O Congresso Nacional Africano está tentando conquistar a província, e a Aliança Democrática tem rejeitado as afirmações de que a Cidade do Cabo é racista, afirmando que elas não passam de estratégia política.

"A cidade é considerada racista pelo Congresso Nacional Africano porque é a única metrópole do país que eles não controlam", disse Patricia de Lille, prefeita da Cidade do Cabo.

A prefeitura da cidade está tentando mudar o que de Lille chama de "desenvolvimento espacial do apartheid". Duas importantes avenidas foram rebatizadas em homenagem a Nelson Mandela, o primeiro presidente negro da África do Sul, e Helen Suzman, uma mulher branca que se opôs fervorosamente ao apartheid. As duas ruas se cruzam no centro da cidade, em uma esquina cujo propósito é simbolizar a esperança da integração.

No entanto, um estudo realizado por pesquisadores da Universidade da Cidade do Cabo, em dezembro de 2010, concluiu que moradores negros encontravam poucas oportunidades de negócios na Cidade do Cabo, e que as empresas tinham dificuldades em recrutá-los e mantê-los. O estudo concluiu que, no Cabo Ocidental, "os africanos quase sempre são menos bem-sucedidos que os brancos em melhorar suas carreiras, criando um efeito de ‘barreira invisível’".
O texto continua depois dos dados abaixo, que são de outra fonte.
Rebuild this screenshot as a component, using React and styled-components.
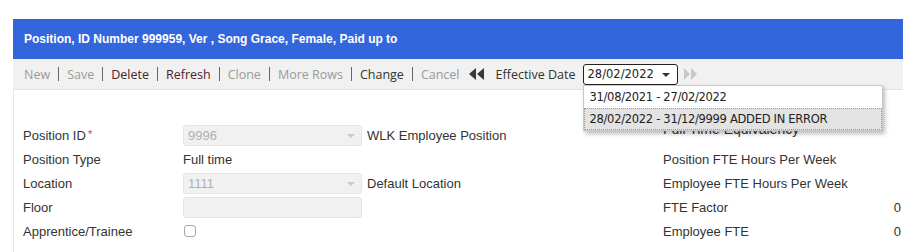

A discriminação que os sul-africanos afirmam vivenciar não é a mesma discriminação de punho de ferro da era do apartheid. Ela é mais sutil, e às vezes difícil de identificar.

Alguns afirmam que já foram informados de que não havia mesas livres em restaurantes vazios, ou que não havia carros disponíveis em locadoras de automóveis cheias de veículos.

Em uma cidade onde as desigualdades econômicas são enormes, a classe, de certa maneira, virou um substituto para a raça.